從傳知行案到夏霖案,還可以總結出警方一個重要的冤案秘訣,即這個罪名治不了你,那就換個罪名,總能找出一個罪名治你。這跟路易十四的「朕即國家」其實一個邏輯,即「朕即法律」:法律沒有任何獨立性可言,法律就在警方的嘴皮上,警方就是法律的化身。所謂法治,也就無非是警權的最大化,無非是員警治國的同義詞。而這可能比「朕即國家」還可怕。因為「朕即國家」的「朕」只有一個,但「朕即法律的「朕」即員警則可以千千萬。如果千千萬個員警都以為“朕即法律”,都把其合法傷害權用到極致,那還有天下人的活路嗎?這才是公眾最大的恐懼,也是激起公眾普遍憤怒的深層原因。

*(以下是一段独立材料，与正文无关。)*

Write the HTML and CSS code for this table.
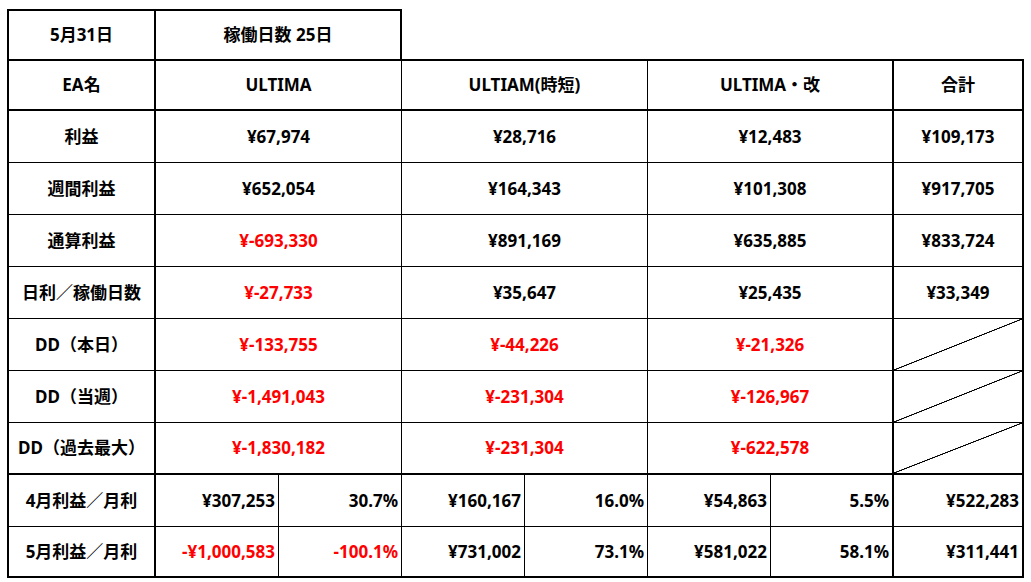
FILE: index.html
```html
<!DOCTYPE html>
<html lang="ja">
<head>
<meta charset="utf-8">
<title>ULTIMA 成績</title>
<link rel="stylesheet" href="styles.css">
</head>
<body>
<div class="sheet">
  <div class="row r-top">
    <div class="c first top">5月31日</div>
    <div class="c s2 top thickr">稼働日数 25日</div>
    <div class="c s5 blank"></div>
  </div>
  <div class="row r-head">
    <div class="c first">EA名</div>
    <div class="c s2">ULTIMA</div>
    <div class="c s2">ULTIAM(時短)</div>
    <div class="c s2 thickr">ULTIMA・改</div>
    <div class="c thickr">合計</div>
  </div>
  <div class="row">
    <div class="c first">利益</div>
    <div class="c s2">¥67,974</div>
    <div class="c s2">¥28,716</div>
    <div class="c s2 thickr">¥12,483</div>
    <div class="c thickr">¥109,173</div>
  </div>
  <div class="row">
    <div class="c first">週間利益</div>
    <div class="c s2">¥652,054</div>
    <div class="c s2">¥164,343</div>
    <div class="c s2 thickr">¥101,308</div>
    <div class="c thickr">¥917,705</div>
  </div>
  <div class="row">
    <div class="c first">通算利益</div>
    <div class="c s2 neg">¥-693,330</div>
    <div class="c s2">¥891,169</div>
    <div class="c s2 thickr">¥635,885</div>
    <div class="c thickr">¥833,724</div>
  </div>
  <div class="row">
    <div class="c first">日利／稼働日数</div>
    <div class="c s2 neg">¥-27,733</div>
    <div class="c s2">¥35,647</div>
    <div class="c s2 thickr">¥25,435</div>
    <div class="c thickr">¥33,349</div>
  </div>
  <div class="row">
    <div class="c first">DD（本日）</div>
    <div class="c s2 neg">¥-133,755</div>
    <div class="c s2 neg">¥-44,226</div>
    <div class="c s2 thickr neg">¥-21,326</div>
    <div class="c thickr diag"></div>
  </div>
  <div class="row">
    <div class="c first">DD（当週）</div>
    <div class="c s2 neg">¥-1,491,043</div>
    <div class="c s2 neg">¥-231,304</div>
    <div class="c s2 thickr neg">¥-126,967</div>
    <div class="c thickr diag"></div>
  </div>
  <div class="row r-sep">
    <div class="c first">DD（過去最大）</div>
    <div class="c s2 neg">¥-1,830,182</div>
    <div class="c s2 neg">¥-231,304</div>
    <div class="c s2 thickr neg">¥-622,578</div>
    <div class="c thickr diag"></div>
  </div>
  <div class="row">
    <div class="c first">4月利益／月利</div>
    <div class="c num">¥307,253</div>
    <div class="c num">30.7%</div>
    <div class="c num">¥160,167</div>
    <div class="c num">16.0%</div>
    <div class="c num">¥54,863</div>
    <div class="c num thickr">5.5%</div>
    <div class="c num thickr">¥522,283</div>
  </div>
  <div class="row r-last">
    <div class="c first">5月利益／月利</div>
    <div class="c num neg">-¥1,000,583</div>
    <div class="c num neg">-100.1%</div>
    <div class="c num">¥731,002</div>
    <div class="c num">73.1%</div>
    <div class="c num">¥581,022</div>
    <div class="c num thickr">58.1%</div>
    <div class="c num thickr">¥311,441</div>
  </div>
</div>
</body>
</html>
```

FILE: styles.css
```css
html, body {
  margin: 0;
  padding: 0;
  background: #ffffff;
}

body {
  padding: 9px 0 0 7px;
  font-family: "Noto Sans", "Noto Sans CJK JP", sans-serif;
  font-weight: 700;
  font-size: 17px;
  color: #000000;
}

.sheet {
  display: grid;
  grid-template-columns: 149px repeat(6, 123px) 130px;
  width: 1017px;
}

.row {
  display: contents;
}

.c {
  box-sizing: border-box;
  height: 52px;
  display: flex;
  align-items: center;
  justify-content: center;
  border-right: 1px solid #000;
  border-bottom: 1px solid #000;
  white-space: nowrap;
  line-height: 1;
  padding-bottom: 1px;
}

.s2 { grid-column: span 2; }
.s5 { grid-column: span 5; }

.first {
  border-left: 2px solid #000;
  border-right-width: 2px;
}

.top {
  border-top: 2px solid #000;
}

.thickr {
  border-right-width: 2px;
}

.r-top > .c,
.r-head > .c,
.r-sep > .c,
.r-last > .c {
  border-bottom-width: 2px;
}

.r-head > .c {
  height: 50px;
}

.r-last > .c {
  height: 51px;
}

.blank {
  border-right: none;
}

.num {
  justify-content: flex-end;
  padding-right: 3px;
}

.neg {
  color: #ff0000;
}

.diag {
  background: linear-gradient(to bottom right,
    transparent calc(50% - 0.7px),
    #000 calc(50% - 0.4px),
    #000 calc(50% + 0.4px),
    transparent calc(50% + 0.7px));
}
```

警方只是執行法律的工具,絕不等於法律本身。作為執行法律的工具,警方必須無條件地忠誠於法律,絕不容一絲一毫的任性。這才是員警應有的職業倫理。但這在中國警隊很難行得通,更多的情況是反其道而行之,把法律當工具。也就因此,警方一直頗受爭議。中國有些員警特別羡慕美國員警的八面威風,抱怨中國員警地位太低。但他們從來不去比較或者說不敢比較,美國員警如何無條件地服從法律,無條件地規範執法,否則將承擔怎樣嚴重的後果。正因為無條件地服從法律,無條件地規範執法,美國員警才能保障其公共性專業性,也才有了令人敬畏的崇高地位。一個經典的例子,就是2011年,美國華盛頓市市長文森特格雷因為抗議民主、共和兩黨達成協議削減聯邦政府預算,帶頭上街遊行,被控堵塞街頭,立遭員警逮捕。而文森特格雷居然乖乖就範,毫無反抗,整個美國社會也波瀾不驚,視為天經地義。足見美國社會對員警的執法權何等尊重。
做法律的馴服工具,還是僅僅把法律當工具,這是中國員警跟現代員警的重要分別。如果「朕即法律」,就還停留在叢林時代,中國員警就很難說現代意義上的員警,很難有真正的尊嚴和權威可言。這點上,傳知行案敲響了警鐘,夏霖案敲響了警鐘,太多冤案敲響了警鐘。但再多警鐘都敲不醒裝睡的人,這一切問題,都有待堅決的憲政轉型。惟有憲政,才有足夠的力量約束警權,杜絕濫權。夏霖和他的億萬同胞,才會真正擁有免于恐懼的自由。